> [What is being asked]: Write out, exactly and only, the lines that run from the top of the records to the line with "const tabs = ['Query', 'Body', 'Headers', 'Path'];". Include both ends; exclude pictures.

> [Information given]:
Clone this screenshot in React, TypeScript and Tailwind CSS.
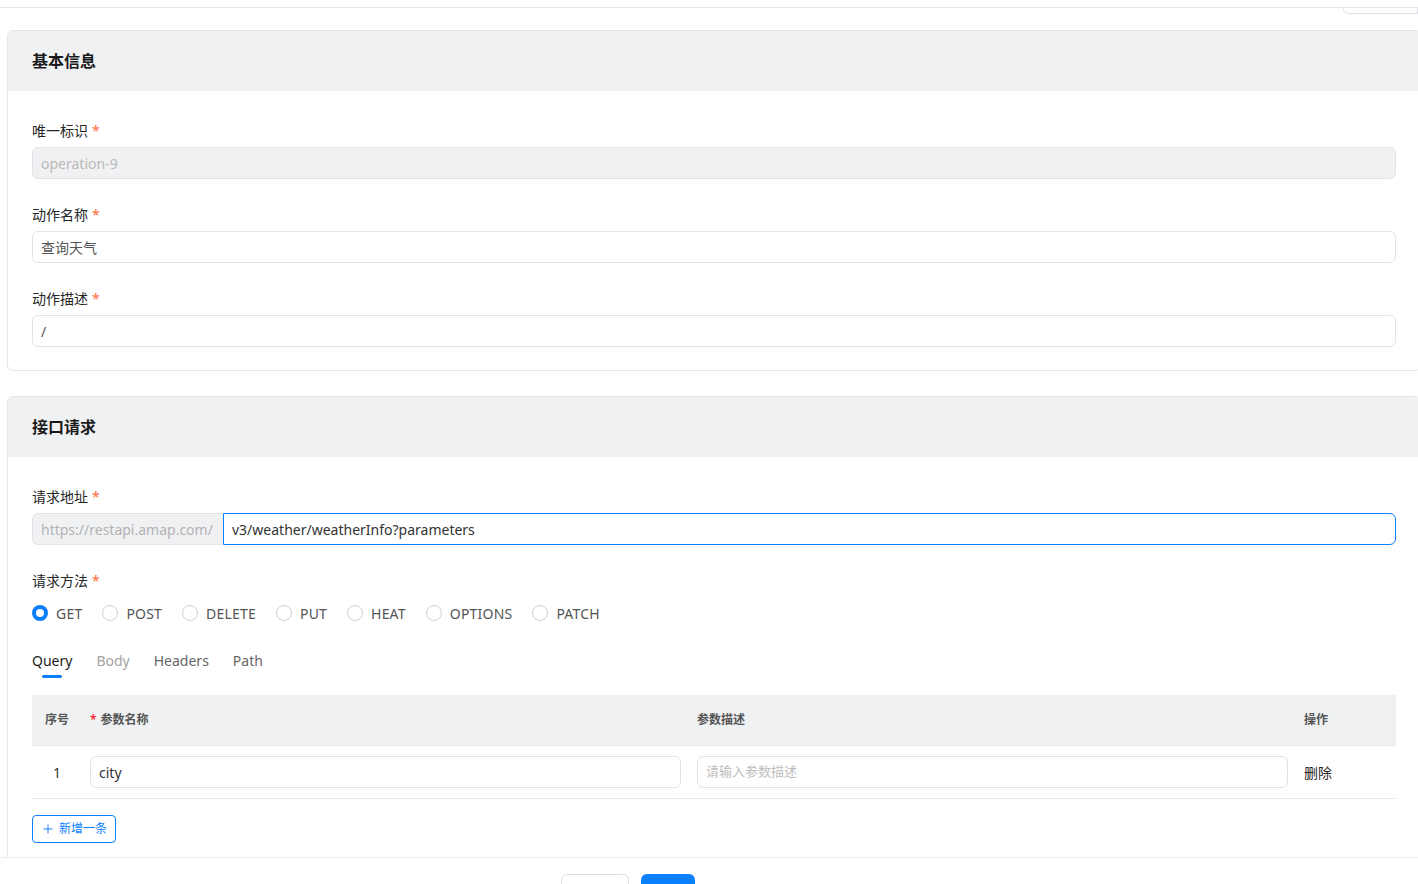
import { Plus } from 'lucide-react';

const methods = ['GET', 'POST', 'DELETE', 'PUT', 'HEAT', 'OPTIONS', 'PATCH'];
const tabs = ['Query', 'Body', 'Headers', 'Path'];

function Label({ text }: { text: string }) {
  return (
    <div className="h-[22px] mb-[6px] flex items-center text-[14px] text-[#262626]">
      {text}
      <span className="ml-[4px] text-[#ff6a3d]">*</span>
    </div>
  );
}

function Card({ title, children }: { title: string; children: React.ReactNode }) {
  return (
    <div className="w-[1414px] border border-[#e4e5e8] rounded-[6px] overflow-hidden bg-white">
      <div className="h-[60px] bg-[#f0f1f3] flex items-center px-[24px] text-[16px] font-bold text-[#1a1a1a]">
        {title}
      </div>
      <div className="px-[24px] pt-[28px] pb-[23px]">{children}</div>
    </div>
  );
}

export default function App() {
  return (
    <div
      className="w-[1418px] h-[884px] overflow-hidden bg-white flex flex-col"
      style={{ fontFamily: '"Noto Sans", "Noto Sans CJK SC", sans-serif' }}
    >
      <div className="flex-1 overflow-hidden">
        {/* top strip */}
        <div className="h-[8px] border-b border-[#e6e7ea]" />
        <div className="h-[6px] flex justify-end">
          <div className="w-[75px] border-x border-b border-[#dfe1e5] rounded-bl-[5px]" />
        </div>

        <div className="pl-[7px] pt-[16px] flex flex-col gap-[25px]">
          {/* 基本信息 */}
          <Card title="基本信息">
            <div className="mb-[24px]">
              <Label text="唯一标识" />
              <div className="h-[32px] w-[1364px] rounded-[6px] border border-[#e2e3e6] bg-[#f0f1f3] px-[8px] flex items-center text-[14px] text-[#b9b9b9]">
                operation-9
              </div>
            </div>
            <div className="mb-[24px]">
              <Label text="动作名称" />
              <div className="h-[32px] w-[1364px] rounded-[6px] border border-[#e2e3e6] px-[8px] flex items-center text-[14px] text-[#555]">
                查询天气
              </div>
            </div>
            <div>
              <Label text="动作描述" />
              <div className="h-[32px] w-[1364px] rounded-[6px] border border-[#e2e3e6] px-[8px] flex items-center text-[14px] text-[#555]">
                /
              </div>
            </div>
          </Card>

          {/* 接口请求 */}
          <Card title="接口请求">
            <div className="mb-[24px]">
              <Label text="请求地址" />
              <div className="flex h-[32px] w-[1364px] text-[14px]">
                <div className="w-[191px] bg-[#f0f1f3] border border-r-0 border-[#e2e3e6] rounded-l-[6px] px-[8px] flex items-center text-[#b3b3b3]">
                  https://restapi.amap.com/
                </div>
                <div className="flex-1 border border-[#0a80ff] rounded-r-[6px] px-[8px] flex items-center text-[#333]">
                  v3/weather/weatherInfo?parameters
                </div>
              </div>
            </div>

            <div>
              <Label text="请求方法" />
              <div className="h-[32px] flex items-center gap-[20px] text-[14px] text-[#555]">
                {methods.map((m, i) => (
                  <div key={m} className="flex items-center gap-[8px]">
                    {i === 0 ? (
                      <span className="w-[16px] h-[16px] rounded-full border-[4px] border-[#0a80ff] bg-white" />
                    ) : (
                      <span className="w-[16px] h-[16px] rounded-full border border-[#cfd2d6] bg-white" />
                    )}
                    <span className="tracking-[0.2px]">{m}</span>
                  </div>
                ))}
              </div>
            </div>

            {/* tabs */}
            <div className="mt-[21px] mb-[17px] flex gap-[24px] text-[14px]">
              {tabs.map((t, i) => (
                <div key={t} className="flex flex-col items-center">
                  <span className={`leading-[22px] ${i === 0 ? 'text-[#1a1a1a]' : i === 1 ? 'text-[#a3a3a3]' : 'text-[#666]'}`}>
                    {t}
                  </span>
                  <span className={`mt-[3px] h-[3px] w-[20px] rounded-full ${i === 0 ? 'bg-[#0a80ff]' : 'bg-transparent'}`} />
                </div>
              ))}
            </div>

            {/* table */}
            <div className="w-[1364px]">
              <div className="h-[51px] bg-[#f0f1f3] border-b border-[#e6e7ea] flex items-center text-[12px] font-semibold text-[#555]">
                <div className="w-[50px] text-center">序号</div>
                <div className="w-[607px] px-[8px] flex items-center">
                  <span className="text-[#f5222d] mr-[4px]">*</span>参数名称
                </div>
                <div className="w-[607px] px-[8px]">参数描述</div>
                <div className="w-[100px] px-[8px]">操作</div>
              </div>
              <div className="h-[53px] border-b border-[#e6e7ea] flex items-center text-[14px]">
                <div className="w-[50px] text-center text-[#333]">1</div>
                <div className="w-[607px] px-[8px]">
                  <div className="h-[32px] rounded-[6px] border border-[#e2e3e6] px-[8px] flex items-center text-[#333]">city</div>
                </div>
                <div className="w-[607px] px-[8px]">
                  <div className="h-[32px] rounded-[6px] border border-[#e2e3e6] px-[8px] flex items-center text-[13px] text-[#bdbdbd]">
                    请输入参数描述
                  </div>
                </div>
                <div className="w-[100px] px-[8px] text-[#262626]">删除</div>
              </div>
            </div>

            <div className="mt-[16px] mb-[40px]">
              <button className="h-[28px] px-[8px] rounded-[4px] border border-[#0a80ff] text-[#0a80ff] text-[12px] flex items-center gap-[4px]">
                <Plus size={14} strokeWidth={1.6} />
                新增一条
              </button>
            </div>
          </Card>
        </div>
      </div>

      {/* footer */}
      <div className="h-[27px] shrink-0 border-t border-[#ececee] bg-white overflow-hidden pt-[16px] pl-[561px] flex gap-[12px]">
        <button className="h-[32px] w-[68px] rounded-[6px] border border-[#dcdfe4] bg-white" />
        <button className="h-[32px] w-[54px] rounded-[6px] bg-[#0a80ff]" />
      </div>
    </div>
  );
}
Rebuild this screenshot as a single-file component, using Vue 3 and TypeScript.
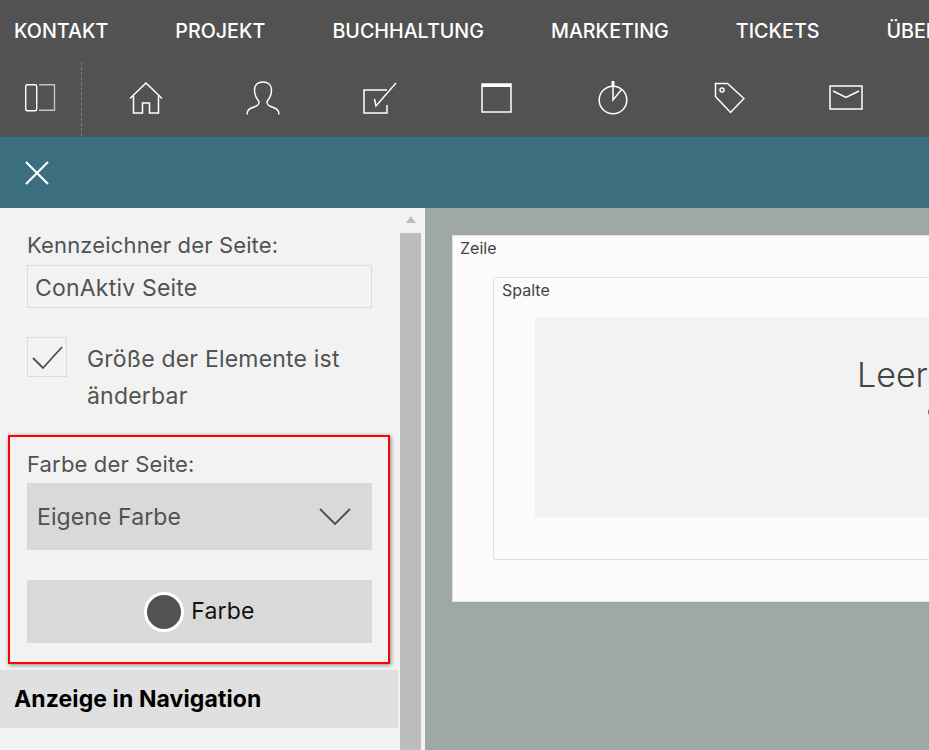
<script setup lang="ts">
const menu: string[] = ['KONTAKT', 'PROJEKT', 'BUCHHALTUNG', 'MARKETING', 'TICKETS', 'ÜBER']
</script>

<template>
  <div class="page">
    <header class="head">
      <nav class="menu">
        <a v-for="item in menu" :key="item" class="menu-item">{{ item }}</a>
      </nav>
      <div class="tools">
        <div class="toggle">
          <svg width="32" height="28" viewBox="0 0 32 28" fill="none">
            <rect x="1.7" y="0.7" width="11" height="26" rx="1.5" stroke="#fff" stroke-width="1.4" />
            <path d="M15 0.7H30.500V26.300H15" stroke="#b9c9c4" stroke-width="1.4" />
          </svg>
        </div>
        <div class="tool-icons">
          <span class="tool">
            <svg width="34" height="32" viewBox="0 0 34 32" fill="none" stroke="#fff" stroke-width="1.5">
              <path d="M1 16.500 17 1 33 16.500" />
              <path d="M4.500 14V31H13.500V21H20.500V31H29.500V14" />
            </svg>
          </span>
          <span class="tool">
            <svg width="34" height="34" viewBox="0 0 34 34" fill="none" stroke="#fff" stroke-width="1.5">
              <path d="M1 33.500C1 29 3.500 27.500 8 26 12.500 24.500 13 23 13 20.500 9.500 16.500 8.500 12 8.500 9 8.500 4 12 1 17 1S25.500 4 25.500 9C25.500 12 24.500 16.500 21 20.500 21 23 21.500 24.500 26 26 30.500 27.500 33 29 33 33.500" />
            </svg>
          </span>
          <span class="tool">
            <svg width="34" height="32" viewBox="0 0 34 32" fill="none" stroke="#fff" stroke-width="1.5">
              <path d="M24 8H1V31H24V23" />
              <path d="M11.500 17 13 24 33 1" />
            </svg>
          </span>
          <span class="tool">
            <svg width="31" height="30" viewBox="0 0 31 30" fill="none" stroke="#fff" stroke-width="1.5">
              <rect x="1" y="1" width="29" height="28" />
              <path d="M1 2.500H30" stroke-width="3" />
            </svg>
          </span>
          <span class="tool">
            <svg width="30" height="34" viewBox="0 0 30 34" fill="none" stroke="#fff" stroke-width="1.5">
              <circle cx="15" cy="19" r="13.800" />
              <path d="M15 0V5" stroke-width="3" />
              <path d="M15 5V19L24 8" />
            </svg>
          </span>
          <span class="tool">
            <svg width="31" height="32" viewBox="0 0 31 32" fill="none" stroke="#fff" stroke-width="1.5">
              <path d="M1.500 1.500H13.500L30 16.500 16.500 30.500 1.500 14.500Z" />
              <circle cx="8" cy="8" r="2" />
            </svg>
          </span>
          <span class="tool">
            <svg width="34" height="25" viewBox="0 0 34 25" fill="none" stroke="#fff" stroke-width="1.5">
              <rect x="1" y="1" width="32" height="23" />
              <path d="M4 6 17 12.500 30 6" />
            </svg>
          </span>
        </div>
      </div>
    </header>

    <div class="bar">
      <svg width="26" height="26" viewBox="0 0 26 26" stroke="#fff" stroke-width="2.2">
        <path d="M2 2 24 24M24 2 2 24" />
      </svg>
    </div>

    <main class="body">
      <aside class="side">
        <div class="side-scroll">
          <div class="fields">
            <label class="label">Kennzeichner der Seite:</label>
            <div class="input">ConAktiv Seite</div>
            <div class="check-row">
              <span class="check">
                <svg width="32" height="24" viewBox="0 0 32 24" fill="none" stroke="#4d4d4d" stroke-width="1.8">
                  <path d="M2 12 12 22 31 1" />
                </svg>
              </span>
              <span class="check-text">Größe der Elemente ist änderbar</span>
            </div>
            <label class="label color-label">Farbe der Seite:</label>
            <div class="select">
              <span>Eigene Farbe</span>
              <svg width="32" height="18" viewBox="0 0 32 18" fill="none" stroke="#4d4d4d" stroke-width="1.8">
                <path d="M1 1 16 16 31 1" />
              </svg>
            </div>
            <div class="color-btn">
              <span class="dot"></span>
              <span class="color-text">Farbe</span>
            </div>
          </div>
          <div class="section">Anzeige in Navigation</div>
        </div>
        <div class="scrollbar">
          <span class="arrow"></span>
          <span class="thumb"></span>
        </div>
      </aside>

      <section class="canvas">
        <div class="row-box">
          <div class="box-title">Zeile</div>
          <div class="col-box">
            <div class="box-title">Spalte</div>
            <div class="empty">
              <div class="empty-title">Leere Spalte</div>
              <span class="empty-add"></span>
            </div>
          </div>
        </div>
      </section>
    </main>

    <div class="highlight"></div>
  </div>
</template>

<style scoped>
.page {
  width: 929px;
  height: 750px;
  overflow: hidden;
  position: relative;
  font-family: Inter, "Liberation Sans", sans-serif;
  color: #525252;
}

.head {
  height: 136px;
  background: #525252;
  overflow: hidden;
}

.menu {
  display: flex;
  gap: 67px;
  padding: 19px 0 0 14px;
  height: 62px;
  box-sizing: border-box;
  white-space: nowrap;
}

.menu-item {
  color: #fff;
  font-size: 19.700px;
  font-weight: 500;
  line-height: 24px;
}

.tools {
  display: flex;
  height: 74px;
}

.toggle {
  width: 82px;
  box-sizing: border-box;
  border-right: 1px dashed #808080;
  padding: 22px 0 0 24px;
}

.tool-icons {
  display: grid;
  grid-template-columns: repeat(7, 116.700px);
  padding: 0 0 3px 6px;
}

.tool {
  display: flex;
  justify-content: center;
  align-items: center;
}

.bar {
  height: 72px;
  background: #3b6e7f;
  border-top: 1px solid #33616f;
  box-sizing: border-box;
  padding: 23px 0 0 24px;
}

.body {
  display: flex;
  height: 542px;
}

.side {
  width: 425px;
  flex: none;
  display: flex;
  background: #f2f2f2;
  padding-right: 4px;
  box-sizing: border-box;
}

.side-scroll {
  width: 400px;
  flex: none;
}

.fields {
  padding: 25px 28px 0 27px;
  height: 462px;
  box-sizing: border-box;
}

.label {
  display: block;
  font-size: 22px;
  letter-spacing: 0.15px;
  line-height: 24px;
}

.input {
  margin-top: 8px;
  height: 43px;
  border: 1px solid #dcdcdc;
  box-sizing: border-box;
  padding-left: 7px;
  font-size: 23px;
  letter-spacing: 0.2px;
  line-height: 44px;
}

.check-row {
  display: flex;
  margin-top: 29px;
  gap: 20px;
}

.check {
  width: 40px;
  height: 40px;
  flex: none;
  border: 1px solid #dcdcdc;
  box-sizing: border-box;
  padding: 8px 0 0 3px;
}

.check-text {
  font-size: 23px;
  letter-spacing: 0.2px;
  line-height: 37px;
  margin-top: 4px;
}

.color-label {
  margin-top: 37px;
}

.select {
  margin-top: 7px;
  height: 67px;
  background: #d9d9d9;
  display: flex;
  align-items: center;
  justify-content: space-between;
  padding: 0 21px 0 10px;
  font-size: 23px;
  letter-spacing: 0.1px;
}

.color-btn {
  margin-top: 30px;
  height: 63px;
  background: #d9d9d9;
  display: flex;
  align-items: center;
  justify-content: center;
  gap: 7px;
  font-size: 23px;
  letter-spacing: 0.2px;
  color: #111;
}

.color-text {
  margin-bottom: 2px;
}

.dot {
  width: 34px;
  height: 34px;
  border-radius: 50%;
  background: #525252;
  border: 3px solid #fff;
}

.section {
  width: 398px;
  height: 58px;
  background: #e0e0e0;
  padding-left: 14px;
  box-sizing: border-box;
  font-size: 23px;
  letter-spacing: 0.1px;
  font-weight: 700;
  line-height: 58px;
  color: #000;
}

.scrollbar {
  width: 21px;
  flex: none;
  background: #f2f2f2;
  display: flex;
  flex-direction: column;
  align-items: center;
}

.arrow {
  margin-top: 8px;
  width: 0;
  height: 0;
  border-left: 5px solid transparent;
  border-right: 5px solid transparent;
  border-bottom: 7px solid #bdbdbd;
}

.thumb {
  margin-top: 10px;
  flex: 1;
  width: 21px;
  background: #bdbdbd;
}

.canvas {
  flex: 1;
  background: #9ea9a6;
  padding: 27px 0 0 27px;
  overflow: hidden;
}

.row-box {
  width: 800px;
  height: 367px;
  background: #fbfbfb;
  border: 1px solid #e2e2e2;
  box-sizing: border-box;
  padding: 0 0 0 40px;
}

.box-title {
  font-size: 16px;
  line-height: 25px;
  color: #444;
  margin-left: -33px;
}

.col-box {
  margin-top: 16px;
  width: 700px;
  height: 283px;
  border: 1px solid #e0e0e0;
  border-radius: 2px;
  box-sizing: border-box;
  padding: 0 0 0 41px;
}

.col-box .box-title {
  margin-left: -33px;
}

.empty {
  margin-top: 15px;
  height: 200px;
  width: 640px;
  background: #f2f2f2;
  padding: 35px 0 0 322px;
  box-sizing: border-box;
}

.empty-title {
  font-size: 34px;
  font-weight: 300;
  line-height: 44px;
  color: #444;
  white-space: nowrap;
}

.empty-add {
  display: block;
  margin: 9px 0 0 71px;
  width: 12px;
  height: 12px;
  border: 2px solid #b55a1e;
  border-radius: 50%;
  box-sizing: border-box;
}

.highlight {
  position: absolute;
  left: 8px;
  top: 435px;
  width: 382px;
  height: 229px;
  box-sizing: border-box;
  border: 2px solid #f00;
  box-shadow: 1px 1px 4px rgba(0, 0, 0, 0.45);
}
</style>

<style>
html,
body {
  margin: 0;
  overflow: hidden;
}
</style>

> [Written response]:
Clone this screenshot in React, TypeScript and Tailwind CSS.
import { Plus } from 'lucide-react';

const methods = ['GET', 'POST', 'DELETE', 'PUT', 'HEAT', 'OPTIONS', 'PATCH'];
const tabs = ['Query', 'Body', 'Headers', 'Path'];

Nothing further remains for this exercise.